[start DATA BLOCK]

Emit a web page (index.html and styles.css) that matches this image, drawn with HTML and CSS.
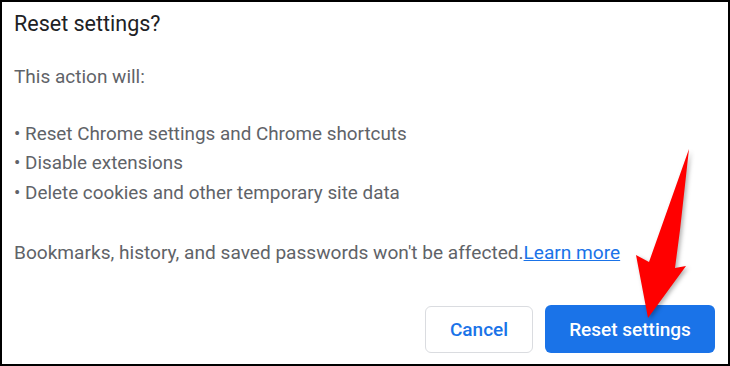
FILE: index.html
```html
<!DOCTYPE html>
<html>
<head>
<meta charset="utf-8">
<link rel="stylesheet" href="styles.css">
</head>
<body>
<div class="dialog">
  <h1 class="title">Reset settings?</h1>
  <p class="intro">This action will:</p>
  <ul class="list">
    <li>• Reset Chrome settings and Chrome shortcuts</li>
    <li>• Disable extensions</li>
    <li>• Delete cookies and other temporary site data</li>
  </ul>
  <p class="note">Bookmarks, history, and saved passwords won't be affected.<a class="link" href="#">Learn more</a></p>
  <div class="actions">
    <button class="btn btn-cancel">Cancel</button>
    <button class="btn btn-primary">Reset settings</button>
  </div>
  <svg class="arrow" width="80" height="190" viewBox="620 140 80 190">
    <polygon points="689,149 680,230 675,268 686,266 648,318 636,255 649,262" fill="#ff0000"/>
  </svg>
</div>
</body>
</html>
```
FILE: styles.css
```css
html, body {
  margin: 0;
  padding: 0;
  background: #fff;
}
.dialog {
  position: relative;
  box-sizing: border-box;
  width: 730px;
  height: 366px;
  border: 2px solid #000;
  padding: 0 13px 0 12px;
  font-family: Roboto, "Liberation Sans", sans-serif;
  display: flex;
  flex-direction: column;
}
.title {
  margin: 9px 0 0;
  font-size: 21.5px;
  font-weight: 400;
  color: #202124;
  line-height: 26px;
}
.intro {
  margin: 27px 0 0;
  font-size: 19px;
  color: #5f6368;
  line-height: 26px;
}
.list {
  list-style: none;
  margin: 29.5px 0 0;
  padding: 0;
  font-size: 18.85px;
  color: #5f6368;
  line-height: 29.5px;
}
.note {
  margin: 31.5px 0 0;
  font-size: 19.1px;
  color: #5f6368;
  line-height: 26px;
}
.link {
  color: #1a73e8;
  text-decoration: underline;
}
.actions {
  margin-top: auto;
  margin-bottom: 11px;
  display: flex;
  justify-content: flex-end;
  align-items: center;
  gap: 12px;
}
.btn {
  font-family: Roboto, "Liberation Sans", sans-serif;
  font-size: 19px;
  font-weight: 500;
  border-radius: 6px;
  height: 48px;
  cursor: pointer;
}
.btn-cancel {
  width: 108px;
  height: 47px;
  background: #fff;
  color: #1a73e8;
  border: 1px solid #dadce0;
}
.btn-primary {
  width: 170px;
  background: #1a73e8;
  color: #fff;
  border: none;
}
.arrow {
  position: absolute;
  left: 618px;
  top: 138px;
  filter: drop-shadow(2px 2px 2px rgba(0,0,0,0.3));
}
```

[end DATA BLOCK]

Copy every line above word for word and exclude the pictures.

Emit a web page (index.html and styles.css) that matches this image, drawn with HTML and CSS.
FILE: index.html
```html
<!DOCTYPE html>
<html>
<head>
<meta charset="utf-8">
<link rel="stylesheet" href="styles.css">
</head>
<body>
<div class="dialog">
  <h1 class="title">Reset settings?</h1>
  <p class="intro">This action will:</p>
  <ul class="list">
    <li>• Reset Chrome settings and Chrome shortcuts</li>
    <li>• Disable extensions</li>
    <li>• Delete cookies and other temporary site data</li>
  </ul>
  <p class="note">Bookmarks, history, and saved passwords won't be affected.<a class="link" href="#">Learn more</a></p>
  <div class="actions">
    <button class="btn btn-cancel">Cancel</button>
    <button class="btn btn-primary">Reset settings</button>
  </div>
  <svg class="arrow" width="80" height="190" viewBox="620 140 80 190">
    <polygon points="689,149 680,230 675,268 686,266 648,318 636,255 649,262" fill="#ff0000"/>
  </svg>
</div>
</body>
</html>
```
FILE: styles.css
```css
html, body {
  margin: 0;
  padding: 0;
  background: #fff;
}
.dialog {
  position: relative;
  box-sizing: border-box;
  width: 730px;
  height: 366px;
  border: 2px solid #000;
  padding: 0 13px 0 12px;
  font-family: Roboto, "Liberation Sans", sans-serif;
  display: flex;
  flex-direction: column;
}
.title {
  margin: 9px 0 0;
  font-size: 21.5px;
  font-weight: 400;
  color: #202124;
  line-height: 26px;
}
.intro {
  margin: 27px 0 0;
  font-size: 19px;
  color: #5f6368;
  line-height: 26px;
}
.list {
  list-style: none;
  margin: 29.5px 0 0;
  padding: 0;
  font-size: 18.85px;
  color: #5f6368;
  line-height: 29.5px;
}
.note {
  margin: 31.5px 0 0;
  font-size: 19.1px;
  color: #5f6368;
  line-height: 26px;
}
.link {
  color: #1a73e8;
  text-decoration: underline;
}
.actions {
  margin-top: auto;
  margin-bottom: 11px;
  display: flex;
  justify-content: flex-end;
  align-items: center;
  gap: 12px;
}
.btn {
  font-family: Roboto, "Liberation Sans", sans-serif;
  font-size: 19px;
  font-weight: 500;
  border-radius: 6px;
  height: 48px;
  cursor: pointer;
}
.btn-cancel {
  width: 108px;
  height: 47px;
  background: #fff;
  color: #1a73e8;
  border: 1px solid #dadce0;
}
.btn-primary {
  width: 170px;
  background: #1a73e8;
  color: #fff;
  border: none;
}
.arrow {
  position: absolute;
  left: 618px;
  top: 138px;
  filter: drop-shadow(2px 2px 2px rgba(0,0,0,0.3));
}
```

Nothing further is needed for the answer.